MPs demand release of funds to hire extra teachers

“The teachers’ issue is very emotive. It is this committee that had actually asked the National Treasury to release Sh5 million for the recruitment of teachers and we are still asking again that we will be having problems with the Competency Based Curriculum if we don’t recruit teachers this financial year/FILE

NAIROBI, Kenya, Jan 17 – The National Assembly Education Committee is demanding that National Treasury Cabinet Secretary Henry Rotich releases Sh5 million allocated for recruitment for 10,000 teachers.

The committee chaired by Tinderet MP Julius Melly reprimanded Rotich over failure to release the funds to the Teachers Service Commission saying there is need for more teachers to be deployed in public schools as soon as possible so that pupils can have quality education.

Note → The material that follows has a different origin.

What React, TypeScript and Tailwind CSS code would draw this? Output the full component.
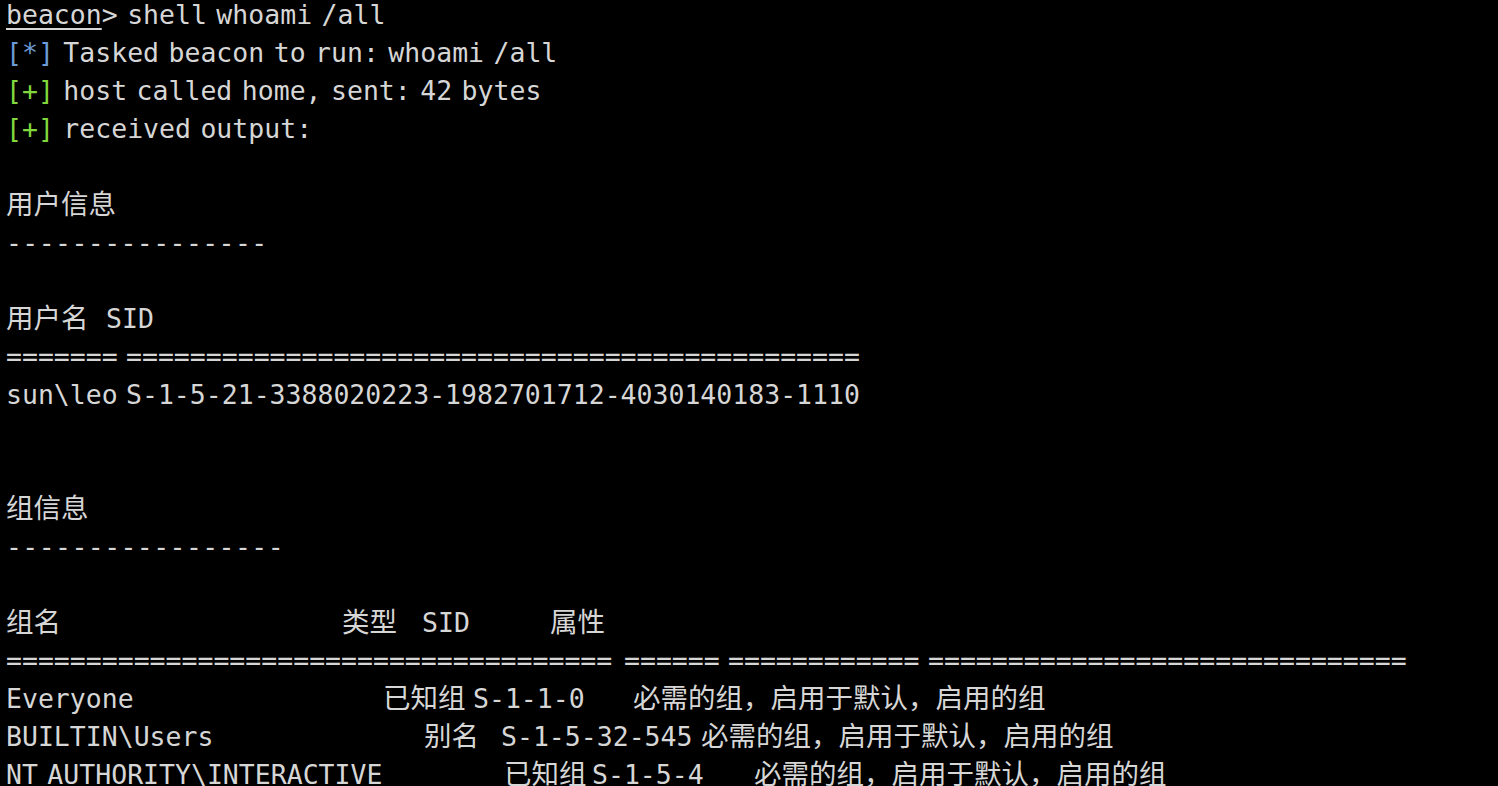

“The teachers’ issue is very emotive. It is this committee that had actually asked the National Treasury to release Sh5 billion for the recruitment of teachers and we are still asking again that we will be having problems with the Competency Based Curriculum if we don’t recruit teachers this financial year. We are not going to back down on that we demand that 10,000 teachers be employed.”

MPs Wilson Sossion (Nominated MP), Abel Zadoc (Bomachoge-Borabu) and Eve Obara (Kabondo-Kasipul) warned that they had enough of Rotich’s promises as they raised alarm over a possible crisis in the education sector unless at least 70,000 teachers are hired to support the growing population in schools occasioned by the government’s 100 per cent transition policy.

“We are talking cases where primary schools with a population of 300 students have four teachers; so what happens to the other children when these four teachers are teaching. Does the ministry have a bare minimum so that we start with that?”

“Are there other schools that have a lot more (teachers) than other schools have in other regions?” posed Obara.

“When you design the curriculum it automatically creates the number of teachers and then it is the business of TSC to employ and deploy. TSC cannot determine,” Sossion (who is also the Kenya National Union of Teachers Secretary General) asserted.

They were speaking during a special sitting held on Thursday with Ministry of Education officials led by Cabinet Secretary Amina Mohamed to deliberate on the uncertainties surrounding the roll out of the new curriculum, delocalization policy, status on the implementation of Collective Bargaining Agreements among other issues.

TSC needs for 57,380 teachers for secondary schools, noting that the number is exclusive of the shortage occasioned by the 100 percent transition.

Currently, there are 312,000 teachers in the country while 290,000 teachers are trained but are yet to be recruited by the government.